Things you'll needIngredients
- 3 cups flour
- 3 ½ teaspoons baking powder
- 2 cups sugar
- 1 cup unsalted butter
- 4 eggs
- 3 teaspoons vanilla extract
- 1 cup milk
- 1 cup white chocolate chips
- 1/3 cup heavy cream
- 1 teaspoon light corn syrup
- 2 teaspoons white food coloring
- Food coloring (pink, purple, blue, green, yellow and orange)
- 1 batch Swiss Buttercream Frosting
- White Fondant
- Food Coloring (brown and silver)
- Silve luster dust
- Vodka or lemon juice
- Three 6” cake pans (Ro Baking Line by Wilton)
- Take your fondant and shape it into a paintbrush.
- Add some line details using a sharp fondant tool or a toothpick.
- Stick three toothpicks on the "bristles" section and let it air dry for 24 hours or more.
- Once the paintbrush hardens, color the paintbrush handle by mixing vodka with some brown food coloring. Color the bristles using a light brown shade.
- Mix the silver luster with some vodka and paint the metal parts of the brush. Let it dry completely.
White Chocolate Glaze
- In a medium bowl, mix together the white chocolate chips and heavy cream.
- Place in the microwave and heat in 30 second intervals, stirring in between until smooth.
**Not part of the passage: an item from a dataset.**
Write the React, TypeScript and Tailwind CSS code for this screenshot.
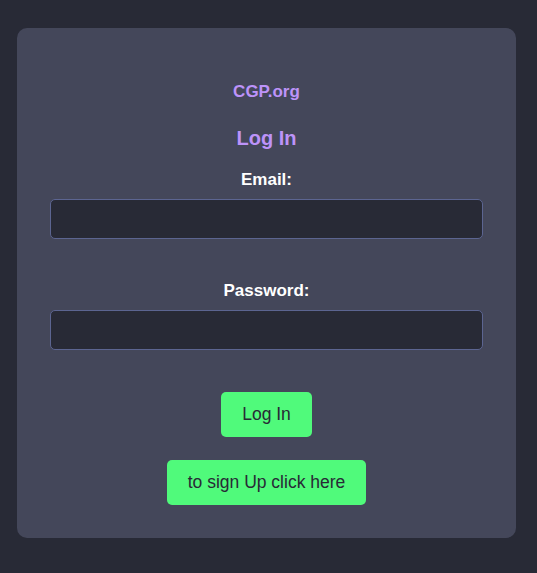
import React from "react";

export default function App() {
  return (
    <div className="min-h-screen w-full bg-[#282a36] pt-[28px] pl-[17px]" style={{ fontFamily: '"Liberation Sans", Arial, sans-serif' }}>
      <div className="w-[499px] rounded-[10px] bg-[#44475a] pt-[54px] pb-[33px] flex flex-col items-center">
        <div className="text-[17px] leading-[20px] font-bold text-[#bd93f9]">CGP.org</div>
        <h2 className="mt-[24px] text-[20px] leading-[24px] font-bold text-[#bd93f9]">Log In</h2>
        <label className="mt-[20px] text-[17px] leading-[20px] font-bold text-white">Email:</label>
        <input type="email" className="mt-[9px] w-[433px] h-[40px] rounded-[5px] border border-[#5c6591] bg-[#282a36] outline-none" />
        <label className="mt-[42px] text-[17px] leading-[20px] font-bold text-white">Password:</label>
        <input type="password" className="mt-[9px] w-[433px] h-[40px] rounded-[5px] border border-[#5c6591] bg-[#282a36] outline-none" />
        <button className="mt-[42px] w-[91px] h-[45px] rounded-[5px] bg-[#50fa7b] text-[17.5px] text-[#282a36]">Log In</button>
        <button className="mt-[23px] w-[199px] h-[45px] rounded-[5px] bg-[#50fa7b] text-[17.5px] text-[#282a36]">to sign Up click here</button>
      </div>
    </div>
  );
}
- Mix in the light corn syrup.
- Add the white food coloring then add the color choice.
- Let it cool to room temperature before using.
Let's get started!
- Preheat the oven to 350F. Line and grease three 6” round cake pans.
- Whisk together the flour, and baking powder. Set aside.
- Cream together the butter and sugar until light and fluffy, about 3-5 minutes.
- Add the eggs one at a time and mix until well combined. Mix in the vanilla extract.
- On low speed, add the dry ingredients until no streaks remain. Add the milk.
- Divide the batter evenly among the prepared pans and bake until a wooden pick inserted into the center comes out clean, about 30 to 35 minutes.
- Let it cool in the pan for 15 minutes then turn out to a wire rack to cool completely.
Time to decorate!
- Stack the cakes with a thin layer of buttercream frosting in between the layers.
- Cover the cake completely with more buttercream frosting and smooth with an offset spatula. Chill in the fridge for 30 minutes to an hour.
- Stick the fondant paintbrush in the middle of the cake.
- Drizzle different colors of glaze on top of the cake and let it naturally drip on the edges.